Author: Philip Johnston
First published: telegraph.co.uk, 03/02/2009
An ageing population was not a problem – until the crunch came along, says Philip Johnston.
We are facing an age crisis, not just because we are living longer but also because our children will have to bear the burden, yet are singularly ill-equipped to do so. A two-year study commissioned by the Children’s Society, for which 35,000 youngsters were interviewed, has concluded that they are less capable than any previous generation. It blames poor education, broken homes and the “excessively individualistic ethos” of contemporary Britain. The lives of children, it says somewhat dubiously, are more difficult now than they were in the past.
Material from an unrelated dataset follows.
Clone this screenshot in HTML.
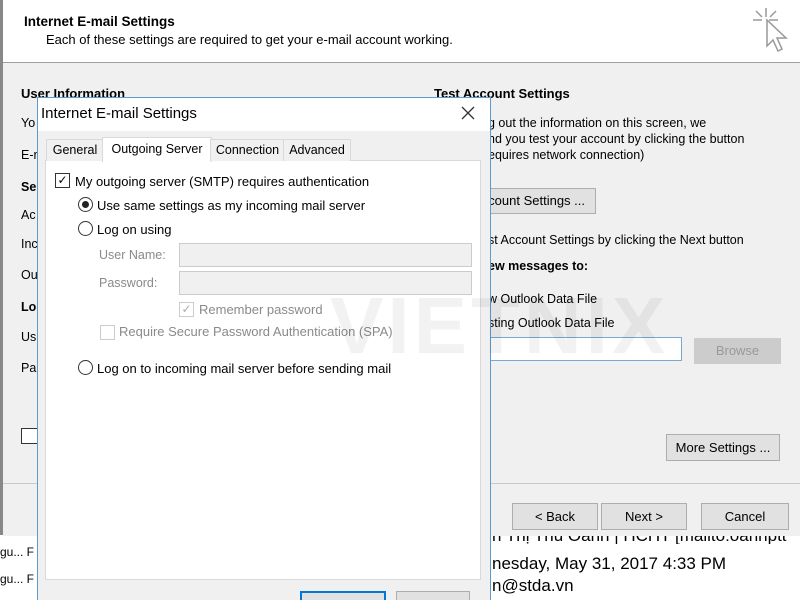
<!DOCTYPE html>
<html style="overflow:hidden"><head><style>
html,body{overflow:hidden}
body{margin:0;width:800px;height:600px;position:relative;background:#fff;font-family:"Liberation Sans",sans-serif;font-size:12.5px;color:#000}
.a{position:absolute;white-space:nowrap}
.btn{position:absolute;background:#e1e1e1;border:1px solid #adadad;box-sizing:border-box;text-align:center;font-size:13px}
.rad{position:absolute;width:13px;height:13px;border:1px solid #333;border-radius:50%;background:#fff}
.g{color:#8a8a8a}
.d{font-size:13px}
</style></head><body>
<div class="a" style="left:0;top:0;width:3px;height:535px;background:#888"></div>
<div class="a" style="left:24px;top:14px;font-weight:bold;font-size:13.5px">Internet E-mail Settings</div>
<div class="a" style="left:46px;top:32px;font-size:13px">Each of these settings are required to get your e-mail account working.</div>
<svg class="a" style="left:750px;top:6px" width="40" height="54" viewBox="0 0 40 54"><g stroke="#999" stroke-width="1.5" fill="none"><path d="M16 2v9M6 5l6 6M3 14h9M26 5l-6 6M28 14h-9"/><path d="M17 14v26l6-6 5 11 4-2-5-11h9z" fill="#fff"/></g></svg>
<div class="a" style="left:3px;top:62px;width:797px;height:421px;background:#f0f0f0;border-top:1px solid #a0a0a0"></div>
<div class="a" style="left:3px;top:483px;width:797px;height:52px;background:#f0f0f0;border-top:1px solid #c8c8c8"></div>
<div class="a" style="left:21px;top:86px;font-weight:bold;font-size:13px">User Information</div>
<div class="a" style="left:21px;top:116px">Yo</div>
<div class="a" style="left:21px;top:148px">E-m</div>
<div class="a" style="left:21px;top:180px;font-weight:bold">Se</div>
<div class="a" style="left:21px;top:208px">Ac</div>
<div class="a" style="left:21px;top:237px">Inc</div>
<div class="a" style="left:21px;top:268px">Ou</div>
<div class="a" style="left:21px;top:300px;font-weight:bold">Lo</div>
<div class="a" style="left:21px;top:330px">Us</div>
<div class="a" style="left:21px;top:361px">Pa</div>
<div class="a" style="left:21px;top:428px;width:16px;height:14px;border:1px solid #333;background:#fff"></div>
<div class="a" style="left:434px;top:86px;font-weight:bold;font-size:13px">Test Account Settings</div>
<div class="a" style="left:488px;top:116px">g out the information on this screen, we</div>
<div class="a" style="left:488px;top:132px">nd you test your account by clicking the button</div>
<div class="a" style="left:488px;top:148px">equires network connection)</div>
<div class="btn" style="left:440px;top:188px;width:156px;height:26px;line-height:24px;text-align:right;padding-right:10px">count Settings ...</div>
<div class="a" style="left:488px;top:233px">st Account Settings by clicking the Next button</div>
<div class="a" style="left:488px;top:259px;font-weight:bold">ew messages to:</div>
<div class="a" style="left:488px;top:292px">w Outlook Data File</div>
<div class="a" style="left:488px;top:316px">sting Outlook Data File</div>
<div class="a" style="left:450px;top:337px;width:230px;height:22px;border:1px solid #7aa7d6;background:#fff"></div>
<div class="btn" style="left:694px;top:338px;width:87px;height:26px;line-height:24px;color:#999;background:#ccc;border-color:#ccc">Browse</div>
<div class="btn" style="left:666px;top:434px;width:114px;height:27px;line-height:25px">More Settings ...</div>
<div class="btn" style="left:512px;top:503px;width:86px;height:27px;line-height:25px">&lt; Back</div>
<div class="btn" style="left:601px;top:503px;width:86px;height:27px;line-height:25px">Next &gt;</div>
<div class="btn" style="left:701px;top:503px;width:88px;height:27px;line-height:25px">Cancel</div>
<div class="a" style="left:0;top:545px;font-size:12px">gu... F</div>
<div class="a" style="left:0;top:572px;font-size:12px">gu... F</div>
<div class="a" style="left:492px;top:536px;width:308px;height:8px;overflow:hidden"><div style="font-size:17px;margin-top:-10px">n Thị Thu Oanh | HCHT [mailto:oanhptt</div></div>
<div class="a" style="left:492px;top:554px;font-size:17px">nesday, May 31, 2017 4:33 PM</div>
<div class="a" style="left:492px;top:576px;font-size:17px">n@stda.vn</div>
<!-- dialog -->
<div class="a" style="left:37px;top:97px;width:452px;height:510px;background:#f0f0f0;border:1px solid #5b9bd5"></div>
<div class="a" style="left:38px;top:98px;width:452px;height:33px;background:#fff"></div>
<div class="a" style="left:41px;top:105px;font-size:15px">Internet E-mail Settings</div>
<svg class="a" style="left:461px;top:106px" width="14" height="14"><path d="M1 1L13 13M13 1L1 13" stroke="#333" stroke-width="1.3"/></svg>
<div class="a" style="left:45px;top:160px;width:434px;height:418px;background:#fff;border:1px solid #d9d9d9"></div>
<div class="a" style="left:46px;top:139px;width:56px;height:21px;border:1px solid #d9d9d9;border-bottom:none;background:#f0f0f0;line-height:21px;text-align:center">General</div>
<div class="a" style="left:102px;top:137px;width:108px;height:24px;border:1px solid #d9d9d9;border-bottom:none;background:#fff;line-height:22px;text-align:center">Outgoing Server</div>
<div class="a" style="left:210px;top:139px;width:73px;height:21px;border:1px solid #d9d9d9;border-bottom:none;background:#f0f0f0;line-height:21px;text-align:center">Connection</div>
<div class="a" style="left:283px;top:139px;width:66px;height:21px;border:1px solid #d9d9d9;border-bottom:none;background:#f0f0f0;line-height:21px;text-align:center">Advanced</div>
<div class="a" style="left:55px;top:173px;width:13px;height:13px;border:1px solid #333;font-size:12px;line-height:13px;text-align:center">✓</div>
<div class="a d" style="left:75px;top:174px">My outgoing server (SMTP) requires authentication</div>
<div class="rad" style="left:78px;top:197px"><div style="margin:3px;width:7px;height:7px;border-radius:50%;background:#222"></div></div>
<div class="a d" style="left:97px;top:198px">Use same settings as my incoming mail server</div>
<div class="rad" style="left:78px;top:221px"></div>
<div class="a d" style="left:97px;top:222px">Log on using</div>
<div class="a g" style="left:99px;top:248px">User Name:</div>
<div class="a" style="left:179px;top:243px;width:291px;height:22px;border:1px solid #ccc;background:#f0f0f0"></div>
<div class="a g" style="left:99px;top:276px">Password:</div>
<div class="a" style="left:179px;top:271px;width:291px;height:22px;border:1px solid #ccc;background:#f0f0f0"></div>
<div class="a g" style="left:179px;top:302px;width:13px;height:13px;border:1px solid #ccc;font-size:12px;line-height:13px;text-align:center;color:#aaa">✓</div>
<div class="a g d" style="left:199px;top:302px">Remember password</div>
<div class="a" style="left:100px;top:325px;width:13px;height:13px;border:1px solid #ccc"></div>
<div class="a g d" style="left:119px;top:324px">Require Secure Password Authentication (SPA)</div>
<div class="rad" style="left:78px;top:360px"></div>
<div class="a d" style="left:97px;top:361px">Log on to incoming mail server before sending mail</div>
<div class="a" style="left:300px;top:591px;width:82px;height:20px;border:2px solid #0078d7;background:#e1e1e1"></div>
<div class="a" style="left:396px;top:591px;width:72px;height:20px;border:1px solid #adadad;background:#e1e1e1"></div>
<div class="a" style="left:330px;top:280px;font-size:80px;font-weight:bold;color:rgba(0,0,0,0.05);letter-spacing:4px">VIETNIX</div>
</body></html>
Presumably by “past” the researchers mean since the mid-1950s. How could it possibly be said that children now lead a more difficult life than they did when they had to leave school and start work at 14 or were raised in the squalid slums of Victorian England or were as likely as not to die from a ghastly disease? Have these people never read Mayhew’s London? But if today’s children, with all the material goods they have, consider themselves miserable now, they should see what the future holds. Not only will they have to spend the next 25 years paying off the accumulated debt of the past 10, including the additional borrowing needed to bail out the banks, they also face something that is by any definition a great economic and social transformation: the rapid ageing of the population.